No cabe duda de que, entre la multitud de pescadores foráneos que acude a los puertos yucatecos, sobre todo durante las temporadas de captura de pepino de mar y pulpo, haya muchos que resulten, en efecto, maleantes. También los hay entre los pobladores locales. Tampoco cabe duda de que muchos son trabajadores del mar, tan honestos como honrados. Como también lo son la mayoría de los residentes locales.

Al respecto, habría que poner el acento en las verdaderas causas de esta situación, antes de que se convierta en un problema social de mayúsculas proporciones. Por su parte, las autoridades de los tres niveles de gobierno, sobre todo las dependencias responsables del ordenamiento pesquero y de la conservación sustentable de los recursos del mar, debieran estar poniendo la mirada, no en grupos de pescadores locales que se manifiestan frente a las oficinas de los alcaldes, ni en las formas de controlar o limitar el movimiento de pescadores provenientes de otras localidades o de otros estados; sino en asear los establos de Augías (aquéllos que Hércules tuvo que limpiar en un sólo día) en que se ha convertido el universo de los permisos de pesca, la fabricación, comercialización, trasiego de embarcaciones, motores, artes de pesca, transporte, almacenamiento y comercialización de productos pesqueros.

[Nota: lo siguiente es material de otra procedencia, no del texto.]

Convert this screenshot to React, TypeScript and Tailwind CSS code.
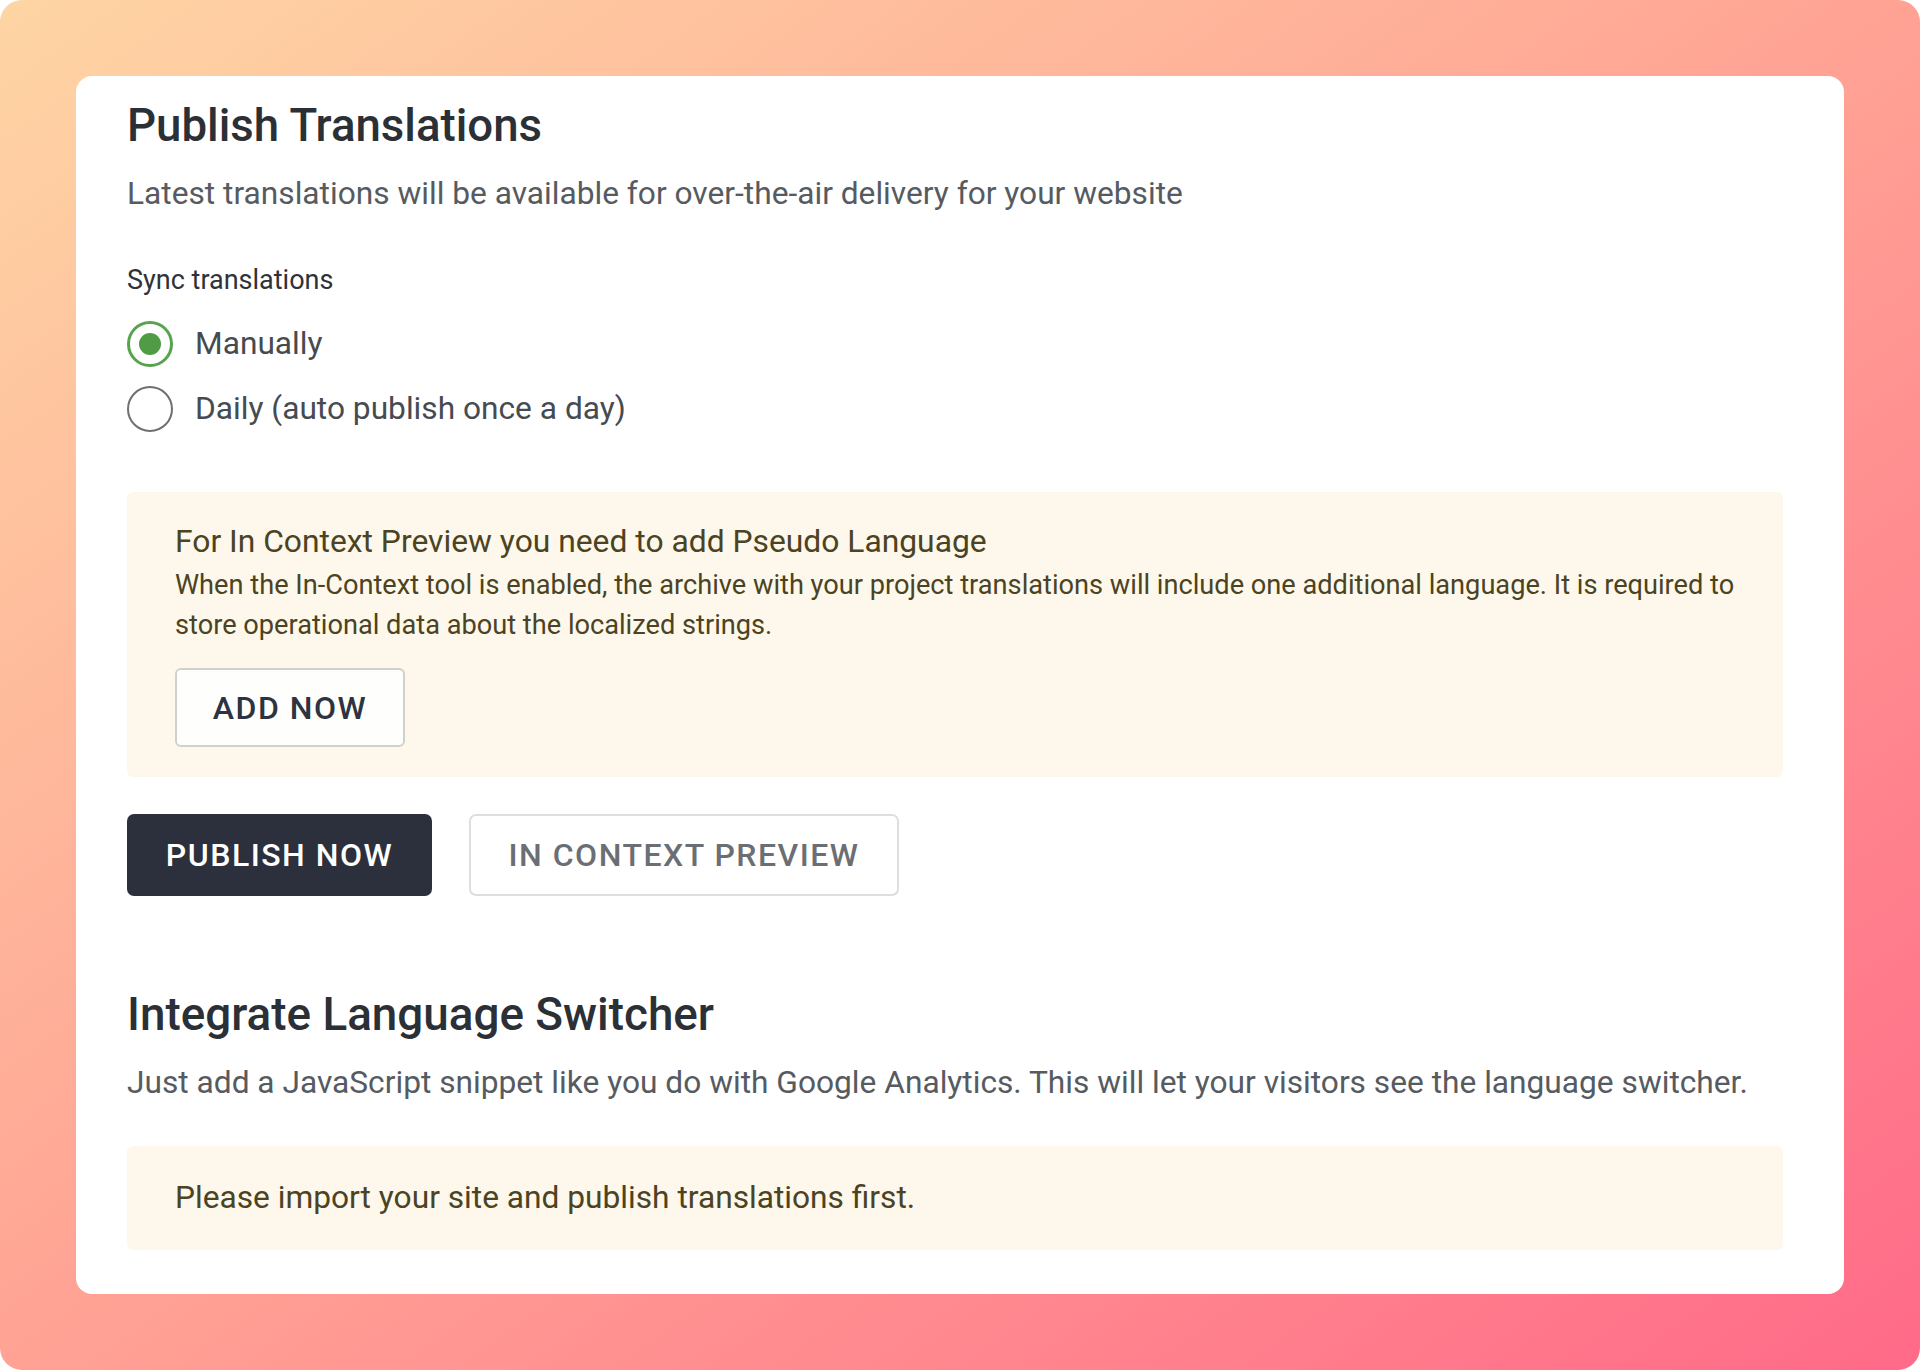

El conflicto real no radica en la procedencia de quienes se juegan el pellejo en la mar, tratando de obtener recursos suficientes para salvar el día a día. El problema real se encuentra en la manera en que operan los verdaderos dueños de los permisos de pesca, de las embarcaciones y motores, de las plantas de productos pesqueros, y de la red de frío en el estado. Caracterizados por una ambición sin límite, por un desprecio prepotente ante el imperio de la ley, empecinados en suponer que el mar es una fuente eterna y que habrá productos marinos para todos. Estos grandes señores de la pesca invierten cada vez más en equipos, y contratan más pescadores.
“Contratan” es un decir, porque no tienen contrato alguno y mucho menos prestaciones acordes a las leyes nacionales, más bien los reclutan con engañosas “asociaciones”, en las que quien trabaja no es dueño del producto que extrae del mar, ni del permiso para extraerlo, ni del equipo con que lo extrae. Sin embargo, “vende” su producto al permisionario, al precio que éste le fija sin cortapisas, ni negociación, en un arreglo a todas luces ilegal, pero que opera con plena complacencia (y ¿por qué no?, complicidad) de la autoridad.

Ante este panorama, no hay recurso natural que resista y es perfectamente comprensible que todas las pesquerías tiendan a la disminución de sus rendimientos, cuando no al colapso. La sustentabilidad de la pesca en Yucatán está en riesgo, si es que todavía se puede hacer algo para construirla, en tanto, la situación de los recursos del mar se acerca cada vez más a una clásica situación de tragedia de los bienes en propiedad común: todos quieren obtener más y más, antes que el vecino lo tenga, así hasta que el recurso se agote.

La respuesta no está, insisto, en dejar la actividad en manos de los residentes locales, excluyendo por la fuerza y de forma ilegal a todo aquél que provenga de otros lugares. Apelar a la conciencia de los actores involucrados, de manera que voluntaria y solidariamente decidan acotar el alcance de su actividad, de acuerdo con la capacidad de carga de los recursos; o que accedan, también voluntaria y solidariamente, al establecimiento de zonas de no pesca o refugios pesqueros para proteger al menos parte de sus poblaciones; suena muy bien y habría que hacerlo de continuo, en un esfuerzo de generaciones.

Pero el colapso de la pesca, en el actual estado de cosas, es cuestión del corto plazo y requiere de la acción decidida de gobiernos (federal, estatal y municipales) fuertes y legítimos, capaces de garantizar el imperio de la ley, sin necesidad de recurrir a la violencia institucional y la represión, o las componendas con los intereses creados en el sector. Eso se ve muy lejos de acontecer.